Mr. Llama eating his lunch. Llamas are not as nice as the guanaco's found here.
These are the vineyards that produce the grapes to make balsamic vinegar. The type of grape is very aromatic and way too strong to be used for a wine. They sell the vinegar in the store under their label.
They had a fire many years ago and destroyed a portion of the olive grove (accident). This is one of the stumps. What interested me was the way they grafted in the branches of another tree on the sides of the century old stump. It is again flourishing and producing olives (you can only imagine the gospel application).
After the tour, they served us products from their store. That is soda in the glass not wine. Pepsi is about the only diet drink they sell down here.
Driving to zone conference in San Rafael. One of the most beautiful areas in the mission.

We were an hour late for our interviews. This truck was loaded with canned goods, which were scattered all over the highway. We were all routed over to the other side of the highway and then back.
A family who had gone inactive in Villa Mercedes, who came back to church that Sunday. They wanted to meet us on the highway as we got back on to travel to San Luis. The man had made bread for Elder Martin (our assistant) who had participated in his baptism. An Elder Peralta baptism.

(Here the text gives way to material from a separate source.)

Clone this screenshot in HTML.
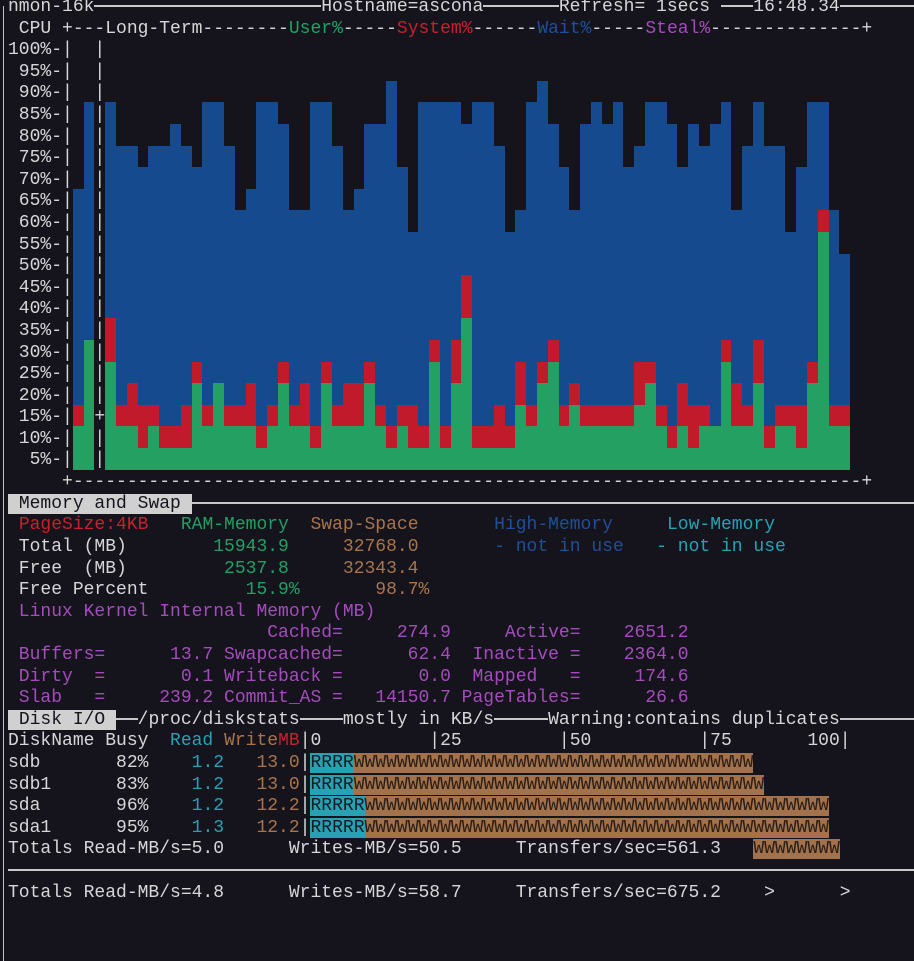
<!DOCTYPE html>
<html><head><meta charset="utf-8"><style>
html,body{margin:0;padding:0;background:#15141d;width:914px;height:961px;overflow:hidden;position:relative}
.r{position:absolute;left:-2.8px;white-space:pre;font-family:"Liberation Mono","DejaVu Sans Mono",monospace;font-size:18px;line-height:21.6px;height:21.6px;color:#d6d6d6;z-index:2}
pre.r{margin:0;height:auto}
.h{display:inline-block;height:2px;background:#c8c8c8;vertical-align:middle}
.g{color:#22a062}.rd{color:#c8202c}.b{color:#1f4f98}.p{color:#a44cbb}.br{color:#a8744c}.cy{color:#27a2b4}
.box{background:#d0d0d0;color:#15141d}
.R{background:#27a2b4;color:#1a1a22}.W{background:#a3714a;color:#2a1e16}
.bd{position:absolute;left:2.5px;top:6px;width:1.6px;height:956px;background:#c0c0c0;z-index:3}
.ch{position:absolute;left:72.8px;top:0;height:469.6px;display:flex;align-items:flex-end;z-index:1}
.ch i{display:block;width:10.8px;height:calc(var(--t)*21.6px);background:#164a8f;position:relative}
.ch i::before{content:"";position:absolute;left:0;right:0;bottom:0;height:calc(var(--u)*21.6px);background:#24a062}
.ch i::after{content:"";position:absolute;left:0;right:0;bottom:calc(var(--u)*21.6px);height:calc(var(--s)*21.6px);background:#c11b2b}
</style></head><body>
<div class="bd"></div>
<div class="r" style="top:-3px"> nmon-16k<span class="h" style="width:226.8px"></span>Hostname=ascona<span class="h" style="width:75.6px"></span>Refresh= 1secs <span class="h" style="width:32.4px"></span>16:48.34<span class="h" style="width:120px"></span></div>
<pre class="r" style="top:18.6px">  CPU +---Long-Term--------<span class="g">User%</span>-----<span class="rd">System%</span>------<span class="b">Wait%</span>-----<span class="p">Steal%</span>--------------+
 100%-|  |
  95%-|  |
  90%-|  |
  85%-|  |
  80%-|  |
  75%-|  |
  70%-|  |
  65%-|  |
  60%-|  |
  55%-|  |
  50%-|  |
  45%-|  |
  40%-|  |
  35%-|  |
  30%-|  |
  25%-|  |
  20%-|  |
  15%-|  +
  10%-|  |
   5%-|  |
      +-------------------------------------------------------------------------+</pre>
<div class="ch">
<i style="--u:2;--s:1;--t:13"></i><i style="--u:6;--s:0;--t:17"></i><i style="--u:0;--s:0;--t:0"></i>
<i style="--u:5;--s:2;--t:17"></i><i style="--u:2;--s:1;--t:15"></i><i style="--u:2;--s:2;--t:15"></i><i style="--u:1;--s:2;--t:14"></i><i style="--u:2;--s:1;--t:15"></i>
<i style="--u:1;--s:1;--t:15"></i><i style="--u:1;--s:1;--t:16"></i><i style="--u:1;--s:2;--t:15"></i><i style="--u:4;--s:1;--t:14"></i><i style="--u:2;--s:1;--t:17"></i>
<i style="--u:4;--s:0;--t:17"></i><i style="--u:2;--s:1;--t:15"></i><i style="--u:2;--s:1;--t:12"></i><i style="--u:2;--s:2;--t:13"></i><i style="--u:1;--s:1;--t:17"></i>
<i style="--u:2;--s:1;--t:17"></i><i style="--u:4;--s:1;--t:16"></i><i style="--u:2;--s:1;--t:12"></i><i style="--u:2;--s:2;--t:12"></i><i style="--u:1;--s:1;--t:17"></i>
<i style="--u:4;--s:1;--t:17"></i><i style="--u:2;--s:1;--t:15"></i><i style="--u:2;--s:2;--t:12"></i><i style="--u:2;--s:2;--t:13"></i><i style="--u:4;--s:1;--t:16"></i>
<i style="--u:2;--s:1;--t:16"></i><i style="--u:1;--s:1;--t:18"></i><i style="--u:2;--s:1;--t:14"></i><i style="--u:1;--s:2;--t:11"></i><i style="--u:1;--s:1;--t:17"></i>
<i style="--u:5;--s:1;--t:17"></i><i style="--u:1;--s:1;--t:17"></i><i style="--u:4;--s:2;--t:17"></i><i style="--u:7;--s:2;--t:16"></i><i style="--u:1;--s:1;--t:17"></i>
<i style="--u:1;--s:1;--t:17"></i><i style="--u:1;--s:2;--t:15"></i><i style="--u:1;--s:1;--t:11"></i><i style="--u:3;--s:2;--t:12"></i><i style="--u:2;--s:1;--t:17"></i>
<i style="--u:4;--s:1;--t:18"></i><i style="--u:5;--s:1;--t:16"></i><i style="--u:2;--s:1;--t:14"></i><i style="--u:3;--s:1;--t:12"></i><i style="--u:2;--s:1;--t:16"></i>
<i style="--u:2;--s:1;--t:17"></i><i style="--u:2;--s:1;--t:16"></i><i style="--u:2;--s:1;--t:17"></i><i style="--u:2;--s:1;--t:14"></i><i style="--u:3;--s:2;--t:15"></i>
<i style="--u:4;--s:1;--t:17"></i><i style="--u:2;--s:1;--t:17"></i><i style="--u:1;--s:1;--t:16"></i><i style="--u:2;--s:2;--t:14"></i><i style="--u:1;--s:2;--t:16"></i>
<i style="--u:2;--s:1;--t:15"></i><i style="--u:2;--s:0;--t:16"></i><i style="--u:5;--s:1;--t:17"></i><i style="--u:2;--s:2;--t:12"></i><i style="--u:2;--s:1;--t:15"></i>
<i style="--u:4;--s:2;--t:17"></i><i style="--u:1;--s:1;--t:15"></i><i style="--u:2;--s:1;--t:15"></i><i style="--u:2;--s:1;--t:11"></i><i style="--u:1;--s:2;--t:14"></i>
<i style="--u:4;--s:1;--t:17"></i><i style="--u:11;--s:1;--t:17"></i><i style="--u:2;--s:1;--t:12"></i><i style="--u:2;--s:1;--t:10"></i>
</div>
<div class="r" style="top:493.8px"> <span class="box"> Memory and Swap </span><span class="h" style="width:760px"></span></div>
<div class="r" style="top:515.4px">  <span class="rd">PageSize:4KB</span>   <span class="g">RAM-Memory</span>  <span class="br">Swap-Space</span>       <span class="b">High-Memory</span>     <span class="cy">Low-Memory</span></div>
<div class="r" style="top:537px">  Total (MB)        <span class="g">15943.9</span>     <span class="br">32768.0</span>       <span class="b">- not in use</span>   <span class="cy">- not in use</span></div>
<div class="r" style="top:558.6px">  Free  (MB)         <span class="g">2537.8</span>     <span class="br">32343.4</span></div>
<div class="r" style="top:580.2px">  Free Percent         <span class="g">15.9%</span>       <span class="br">98.7%</span></div>
<div class="r p" style="top:601.8px">  Linux Kernel Internal Memory (MB)</div>
<div class="r p" style="top:623.4px">                         Cached=     274.9     Active=    2651.2</div>
<div class="r p" style="top:645px">  Buffers=      13.7 Swapcached=      62.4  Inactive =    2364.0</div>
<div class="r p" style="top:666.6px">  Dirty  =       0.1 Writeback =       0.0  Mapped   =     174.6</div>
<div class="r p" style="top:688.2px">  Slab   =     239.2 Commit_AS =   14150.7 PageTables=      26.6</div>
<div class="r" style="top:709.8px"> <span class="box"> Disk I/O </span><span class="h" style="width:21.6px"></span>/proc/diskstats<span class="h" style="width:43.2px"></span>mostly in KB/s<span class="h" style="width:54px"></span>Warning:contains duplicates<span class="h" style="width:100px"></span></div>
<div class="r" style="top:731.4px"> DiskName Busy  <span class="cy">Read</span> <span class="br">Write</span><span class="rd">MB</span>|0          |25         |50          |75       100|</div>
<div class="r" style="top:753px"> sdb       82%    <span class="cy">1.2</span>   <span class="br">13.0</span>|<span class="R">RRRR</span><span class="W">WWWWWWWWWWWWWWWWWWWWWWWWWWWWWWWWWWWWW</span></div>
<div class="r" style="top:774.6px"> sdb1      83%    <span class="cy">1.2</span>   <span class="br">13.0</span>|<span class="R">RRRR</span><span class="W">WWWWWWWWWWWWWWWWWWWWWWWWWWWWWWWWWWWWWW</span></div>
<div class="r" style="top:796.2px"> sda       96%    <span class="cy">1.2</span>   <span class="br">12.2</span>|<span class="R">RRRRR</span><span class="W">WWWWWWWWWWWWWWWWWWWWWWWWWWWWWWWWWWWWWWWWWWW</span></div>
<div class="r" style="top:817.8px"> sda1      95%    <span class="cy">1.3</span>   <span class="br">12.2</span>|<span class="R">RRRRR</span><span class="W">WWWWWWWWWWWWWWWWWWWWWWWWWWWWWWWWWWWWWWWWWWW</span></div>
<div class="r" style="top:839.4px"> Totals Read-MB/s=5.0      Writes-MB/s=50.5     Transfers/sec=561.3   <span class="W">WWWWWWWW</span></div>
<div class="r" style="top:861px"> <span class="h" style="width:920px"></span></div>
<div class="r" style="top:882.6px"> Totals Read-MB/s=4.8      Writes-MB/s=58.7     Transfers/sec=675.2    &gt;      &gt;</div>
</body></html>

Elder Martin and Cardus in front of the earthquake memorial in San Juan in 1944, which killed 12,000 people and wiped out the city. All of the beautiful colonial buildings were destroyed. We live in the earthquake zone along the Andes Mountains.
Elder Martin in the donkey cart with the 12 year old boy. He lives along the highway to San Juan. Elder Martin asked him if he knew where the United States was or Europe or any other country besides Argentina. The boy must not be educated in a school because he knew nothing of the outside world.
On their way to no where. Notice the difference in the size of the wheels. This young boy probably thinks he is the luckiest boy in the world to have this little cart.